<<<<

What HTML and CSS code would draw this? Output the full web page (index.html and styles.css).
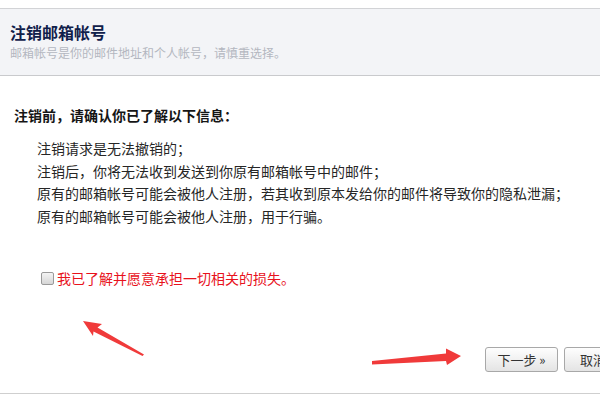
FILE: index.html
```html
<!DOCTYPE html>
<html lang="zh-CN">
<head>
<meta charset="utf-8">
<title>注销邮箱帐号</title>
<link rel="stylesheet" href="styles.css">
</head>
<body>
<div class="page">
  <div class="header">
    <h1 class="title">注销邮箱帐号</h1>
    <p class="subtitle">邮箱帐号是你的邮件地址和个人帐号，请慎重选择。</p>
  </div>
  <div class="content">
    <h2 class="heading">注销前，请确认你已了解以下信息：</h2>
    <ul class="list">
      <li>注销请求是无法撤销的；</li>
      <li>注销后，你将无法收到发送到你原有邮箱帐号中的邮件；</li>
      <li>原有的邮箱帐号可能会被他人注册，若其收到原本发给你的邮件将导致你的隐私泄漏；</li>
      <li>原有的邮箱帐号可能会被他人注册，用于行骗。</li>
    </ul>
    <label class="agree"><input type="checkbox" class="check"><span>我已了解并愿意承担一切相关的损失。</span></label>
  </div>
  <div class="footer">
    <button class="btn" type="button">下一步 »</button>
    <button class="btn btn-cancel" type="button">取消</button>
  </div>
</div>
<svg class="annot" width="600" height="402" viewBox="0 0 600 402" xmlns="http://www.w3.org/2000/svg">
  <polygon fill="#f03a3a" points="83,321 102,324 97.5,327.5 144,354.5 142.5,356 93.5,331.5 93,336"/>
  <polygon fill="#f03a3a" points="461,356 446,348.5 446,353.5 372,361 372,364.5 446,361 447,365"/>
</svg>
</body>
</html>
```

FILE: styles.css
```css
html, body {
  margin: 0;
  padding: 0;
  overflow: hidden;
  background: #fff;
}
body {
  font-family: "Noto Sans CJK SC", "Noto Sans", sans-serif;
  color: #222;
  position: relative;
  width: 600px;
  height: 402px;
}
.page {
  width: 650px;
  padding-top: 8px;
}
.header {
  border-top: 1px solid #d2d3d6;
  border-bottom: 1px solid #c9cacd;
  background: #f3f4f7;
  height: 66px;
  box-sizing: content-box;
  padding: 0 0 0 10px;
}
.title {
  margin: 0;
  padding-top: 12px;
  font-size: 16px;
  line-height: 22px;
  font-weight: bold;
  color: #10204a;
}
.subtitle {
  margin: 1px 0 0;
  font-size: 12px;
  line-height: 18px;
  color: #b3b7c0;
}
.content {
  padding-left: 14px;
}
.heading {
  margin: 29px 0 0;
  font-size: 14px;
  line-height: 20px;
  font-weight: bold;
  color: #151515;
}
.list {
  list-style: none;
  margin: 12px 0 0;
  padding: 0 0 0 23px;
  font-size: 14px;
  line-height: 22.5px;
  color: #262626;
}
.agree {
  display: flex;
  align-items: center;
  margin-top: 41px;
  padding-left: 27px;
  height: 20px;
  font-size: 14px;
  color: #e8121c;
}
.check {
  appearance: none;
  -webkit-appearance: none;
  width: 13px;
  height: 13px;
  margin: 0 3px 0 0;
  border: 1px solid #9a9a9a;
  border-radius: 2px;
  background: linear-gradient(#f4f4f4, #d6d6d6);
  box-sizing: border-box;
}
.footer {
  display: flex;
  justify-content: flex-end;
  gap: 6px;
  margin-top: 59px;
  padding: 0 28px 21px 0;
  border-bottom: 1px solid #cfcfcf;
}
.btn {
  height: 25px;
  width: 73px;
  padding: 0;
  border: 1px solid #a8a8a8;
  border-radius: 3px;
  background: linear-gradient(#fefefe, #e4e4e4);
  font-family: "Noto Sans CJK SC", "Noto Sans", sans-serif;
  font-size: 13px;
  color: #333;
  box-sizing: border-box;
}
.btn-cancel {
  width: 58px;
}
.annot {
  position: absolute;
  top: 0;
  left: 0;
  pointer-events: none;
}
```
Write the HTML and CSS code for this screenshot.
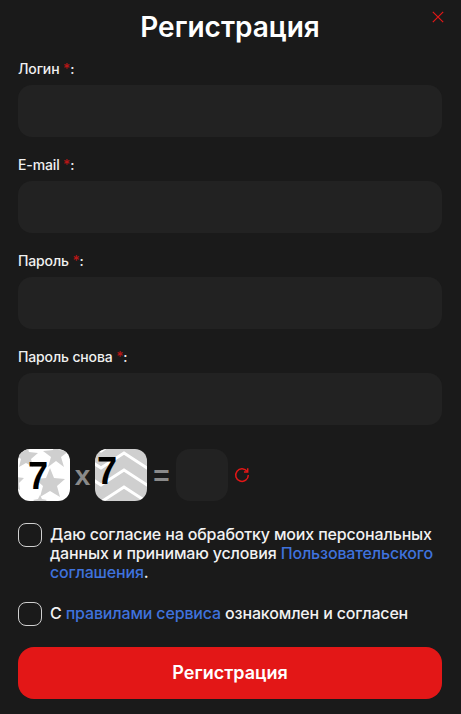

>>>>

__WRITTEN INSTRUCTION__.
Print all entries exactly. The images do not belong in the copy.

__OUTPUT FOR THIS TASK__.
What HTML and CSS code would draw this? Output the full web page (index.html and styles.css).
FILE: index.html
```html
<!DOCTYPE html>
<html lang="zh-CN">
<head>
<meta charset="utf-8">
<title>注销邮箱帐号</title>
<link rel="stylesheet" href="styles.css">
</head>
<body>
<div class="page">
  <div class="header">
    <h1 class="title">注销邮箱帐号</h1>
    <p class="subtitle">邮箱帐号是你的邮件地址和个人帐号，请慎重选择。</p>
  </div>
  <div class="content">
    <h2 class="heading">注销前，请确认你已了解以下信息：</h2>
    <ul class="list">
      <li>注销请求是无法撤销的；</li>
      <li>注销后，你将无法收到发送到你原有邮箱帐号中的邮件；</li>
      <li>原有的邮箱帐号可能会被他人注册，若其收到原本发给你的邮件将导致你的隐私泄漏；</li>
      <li>原有的邮箱帐号可能会被他人注册，用于行骗。</li>
    </ul>
    <label class="agree"><input type="checkbox" class="check"><span>我已了解并愿意承担一切相关的损失。</span></label>
  </div>
  <div class="footer">
    <button class="btn" type="button">下一步 »</button>
    <button class="btn btn-cancel" type="button">取消</button>
  </div>
</div>
<svg class="annot" width="600" height="402" viewBox="0 0 600 402" xmlns="http://www.w3.org/2000/svg">
  <polygon fill="#f03a3a" points="83,321 102,324 97.5,327.5 144,354.5 142.5,356 93.5,331.5 93,336"/>
  <polygon fill="#f03a3a" points="461,356 446,348.5 446,353.5 372,361 372,364.5 446,361 447,365"/>
</svg>
</body>
</html>
```

FILE: styles.css
```css
html, body {
  margin: 0;
  padding: 0;
  overflow: hidden;
  background: #fff;
}
body {
  font-family: "Noto Sans CJK SC", "Noto Sans", sans-serif;
  color: #222;
  position: relative;
  width: 600px;
  height: 402px;
}
.page {
  width: 650px;
  padding-top: 8px;
}
.header {
  border-top: 1px solid #d2d3d6;
  border-bottom: 1px solid #c9cacd;
  background: #f3f4f7;
  height: 66px;
  box-sizing: content-box;
  padding: 0 0 0 10px;
}
.title {
  margin: 0;
  padding-top: 12px;
  font-size: 16px;
  line-height: 22px;
  font-weight: bold;
  color: #10204a;
}
.subtitle {
  margin: 1px 0 0;
  font-size: 12px;
  line-height: 18px;
  color: #b3b7c0;
}
.content {
  padding-left: 14px;
}
.heading {
  margin: 29px 0 0;
  font-size: 14px;
  line-height: 20px;
  font-weight: bold;
  color: #151515;
}
.list {
  list-style: none;
  margin: 12px 0 0;
  padding: 0 0 0 23px;
  font-size: 14px;
  line-height: 22.5px;
  color: #262626;
}
.agree {
  display: flex;
  align-items: center;
  margin-top: 41px;
  padding-left: 27px;
  height: 20px;
  font-size: 14px;
  color: #e8121c;
}
.check {
  appearance: none;
  -webkit-appearance: none;
  width: 13px;
  height: 13px;
  margin: 0 3px 0 0;
  border: 1px solid #9a9a9a;
  border-radius: 2px;
  background: linear-gradient(#f4f4f4, #d6d6d6);
  box-sizing: border-box;
}
.footer {
  display: flex;
  justify-content: flex-end;
  gap: 6px;
  margin-top: 59px;
  padding: 0 28px 21px 0;
  border-bottom: 1px solid #cfcfcf;
}
.btn {
  height: 25px;
  width: 73px;
  padding: 0;
  border: 1px solid #a8a8a8;
  border-radius: 3px;
  background: linear-gradient(#fefefe, #e4e4e4);
  font-family: "Noto Sans CJK SC", "Noto Sans", sans-serif;
  font-size: 13px;
  color: #333;
  box-sizing: border-box;
}
.btn-cancel {
  width: 58px;
}
.annot {
  position: absolute;
  top: 0;
  left: 0;
  pointer-events: none;
}
```
Write the HTML and CSS code for this screenshot.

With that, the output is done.